Created on 24 April 2014 by ncetm_administrator
Updated on 04 August 2017 by ncetm_administrator

Addition and Subtraction

The bar model supports understanding of the relationship between addition and subtraction in that both can be seen within the one representation and viewed as different ways of looking at the same relationships.

bar model

This diagram encapsulates all of the following relationships;

a = b + c ; a = c + b ; a – b = c ; a – c = b

To prepare young children for the bar model it is a good idea to encourage them to line up objects in a linear arrangement when representing addition and subtraction problems.

Such arrangements will also help children to organise their counting. The physical objects can then be replaced, in time, with linking cubes and with a bar drawn next to it. The question can then be asked “what’s the same, what’s different?” to support the children in their reasoning and in making sense of the bar as an abstract representation of the physical objects. It is useful for children to work in pairs with one manipulating the cubes, while the other records by drawing the bars and then writing the number sentence underneath. The children can then swap roles.

Sam had 10 red marbles and 12 blue marbles. How many marbles did he have altogether?

Using the bar model to add 10 + 12

In problems involving addition and subtraction there are three possible unknowns as illustrated below and given the value of two of them the third can be found.

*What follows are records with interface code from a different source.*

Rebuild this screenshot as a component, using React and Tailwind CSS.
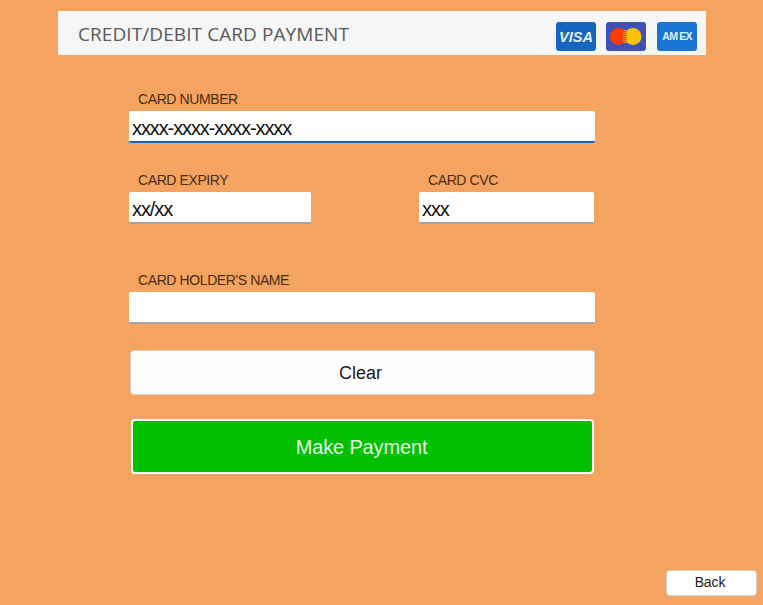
import React from 'react';

function VisaCard() {
  return (
    <svg width="40" height="29" viewBox="0 0 40 29" className="mr-[10px]">
      <rect width="40" height="29" rx="3" fill="#1565c0" />
      <path d="M3 9.5c3 0 5 1.2 6 4-1.5-2-3.200-3.200-6-4z" fill="#f9a825" />
      <text x="20" y="20" textAnchor="middle" fontFamily="Liberation Sans, sans-serif" fontSize="14.500" fontWeight="700" fontStyle="italic" fill="#e8f1fa">VISA</text>
    </svg>
  );
}

function MasterCard() {
  return (
    <svg width="40" height="29" viewBox="0 0 40 29" className="mr-[11px]">
      <rect width="40" height="29" rx="3" fill="#3f51b5" />
      <circle cx="27" cy="14.5" r="8.5" fill="#ffc107" />
      <circle cx="12.500" cy="14.5" r="8.5" fill="#ff3d00" />
      <path d="M17.500 8.500h3M17 10.500h4M17 12.500h4M17 14.500h4M17 16.500h4M17 18.500h4M17.500 20.500h3" stroke="#ff9800" strokeWidth="1" />
    </svg>
  );
}

function AmexCard() {
  return (
    <svg width="40" height="29" viewBox="0 0 40 29">
      <rect width="40" height="29" rx="3" fill="#1976d2" />
      <text x="20" y="17.500" textAnchor="middle" fontFamily="Liberation Sans, sans-serif" fontSize="10.500" fontWeight="700" letterSpacing="-0.8" fill="#e3effa">AM EX</text>
    </svg>
  );
}

function Field({ label, value, className, focused }) {
  return (
    <div className={className}>
      <div className="pl-[9px] h-[20px] text-[14px] leading-[17px] tracking-[-0.4px] text-[#4a2c12]">{label}</div>
      <input
        readOnly
        defaultValue={value}
        className={
          'block w-full h-[32px] bg-white rounded-[2px] outline-none pl-[3px] pt-[5px] text-[20px] tracking-[-1.1px] text-[#111] border-b-2 ' +
          (focused ? 'border-[#0a66c2]' : 'border-[#a8a29c]')
        }
      />
    </div>
  );
}

export default function App() {
  return (
    <div className="relative w-[763px] h-[605px] overflow-hidden bg-[#f4a460] font-['Liberation_Sans',sans-serif]">
      {/* Header bar */}
      <div className="ml-[58px] mt-[11px] w-[648px] h-[44px] bg-[#f6f6f6] flex items-center pl-[20px] pr-[9px]">
        <h1 className="font-['Open_Sans',sans-serif] text-[19px] tracking-[0.08px] pt-[3px] text-[#595959] font-normal flex-1">CREDIT/DEBIT CARD PAYMENT</h1>
        <div className="flex items-center mt-[6px]">
          <VisaCard />
          <MasterCard />
          <AmexCard />
        </div>
      </div>

      {/* Form */}
      <div className="ml-[129px] mt-[36px] w-[466px]">
        <Field label="CARD NUMBER" value="xxxx-xxxx-xxxx-xxxx" focused />

        <div className="mt-[29px] flex justify-between">
          <Field label="CARD EXPIRY" value="xx/xx" className="w-[182px]" />
          <Field label="CARD CVC" value="xxx" className="w-[175px] mr-px" />
        </div>

        <Field label="CARD HOLDER'S NAME" value="" className="mt-[48px]" />

        <button className="block mt-[26px] ml-px w-[465px] h-[45px] pr-[4px] pt-px bg-[#fdfdfd] border border-[#d4d0cc] rounded-[4px] text-[18px] tracking-[-0.05px] text-[#1a1a1a]">
          Clear
        </button>
        <button className="block mt-[24px] ml-[2px] w-[463px] h-[55px] pr-[2px] bg-[#00c000] border-2 border-white rounded-[4px] text-[20px] tracking-[-0.15px] text-[#e4f7e0]">
          Make Payment
        </button>
      </div>

      <button className="absolute left-[666px] top-[570px] w-[91px] h-[26px] pr-[3px] pb-[1px] bg-white border border-[#d4d0cc] rounded-[4px] text-[14px] tracking-[-0.1px] text-[#1a1a1a]">
        Back
      </button>
    </div>
  );
}
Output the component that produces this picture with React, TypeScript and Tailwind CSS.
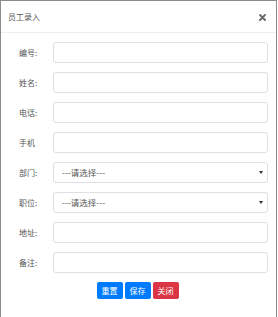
import React from "react";

const fields: { label: string; type: "input" | "select" }[] = [
  { label: "编号:", type: "input" },
  { label: "姓名:", type: "input" },
  { label: "电话:", type: "input" },
  { label: "手机", type: "input" },
  { label: "部门:", type: "select" },
  { label: "职位:", type: "select" },
  { label: "地址:", type: "input" },
  { label: "备注:", type: "input" },
];

export default function App() {
  return (
    <div
      className="w-[278px] h-[317px] bg-white overflow-hidden"
      style={{ fontFamily: '"Noto Sans CJK SC", "Noto Sans", sans-serif' }}
    >
      <div className="w-[277px] h-[317px] border-t border-l border-r border-[#8c8c8c] flex flex-col">
        {/* Header */}
        <div className="h-[32px] flex items-center justify-between pl-[7px] pr-[10px] border-b border-[#eeeeee]">
          <span className="text-[8px] text-[#555]">员工录入</span>
          <svg width="7" height="7" viewBox="0 0 7 7" className="mt-[1px]">
            <path d="M1 1 L6 6 M6 1 L1 6" stroke="#666" strokeWidth="1.8" strokeLinecap="round" />
          </svg>
        </div>

        {/* Form */}
        <div className="flex flex-col gap-[9px] pt-[9px] pr-[8px]">
          {fields.map((f, i) => (
            <div key={i} className="flex items-center h-[21px]">
              <div className="w-[52px] pl-[18px] text-[8px] text-[#555]">{f.label}</div>
              {f.type === "input" ? (
                <div className="flex-1 h-[21px] border border-[#dcdfe3] rounded-[3px] bg-white" />
              ) : (
                <div className="flex-1 h-[21px] border border-[#dcdfe3] rounded-[3px] bg-white flex items-center justify-between pl-[8px] pr-[4px]">
                  <span className="text-[8.5px] text-[#555]">---请选择---</span>
                  <svg width="4" height="3" viewBox="0 0 4 3">
                    <path d="M0 0 H4 L2 3 Z" fill="#333" />
                  </svg>
                </div>
              )}
            </div>
          ))}
        </div>

        {/* Buttons */}
        <div className="flex justify-center gap-[2px] mt-[9px] pr-[2px]">
          <button className="w-[26px] h-[17px] rounded-[2px] bg-[#007bff] text-white text-[8px] leading-none">
            重置
          </button>
          <button className="w-[26px] h-[17px] rounded-[2px] bg-[#007bff] text-white text-[8px] leading-none">
            保存
          </button>
          <button className="w-[26px] h-[17px] rounded-[2px] bg-[#dc3545] text-white text-[8px] leading-none">
            关闭
          </button>
        </div>
      </div>
    </div>
  );
}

Diagram showing that the whole is made up of parts of the bar

The examples below illustrate a variety of ways that the bar might be used for addition and subtraction problems. A question mark is used to indicate the part that is unknown.

Addition
Aggregation
- two quantities combined

addition aggregation

I have 6 red pencils and 4 yellow pencils. How many pencils do I have?

(I combine two quantities to form the whole)

Addition
Augmentation
- a quantity is increased

addition augmentation

I have 6 red pencils and I buy 4 yellow pencils. How many pencils do I have?

(The bar I started with increases in length)

Subtraction
- Take Away

subtraction - take away

I had 10 pencils and I gave 6 away, how many do I have now?

(This time we know the whole but only one of the parts, so the whole is partitioned and one of the parts removed to identify the missing part)

Subtraction
- Comparison or Difference

subtraction - comparison or difference

Tom has 10 pencils and Sam has 6 pencils. How many more does Tom have?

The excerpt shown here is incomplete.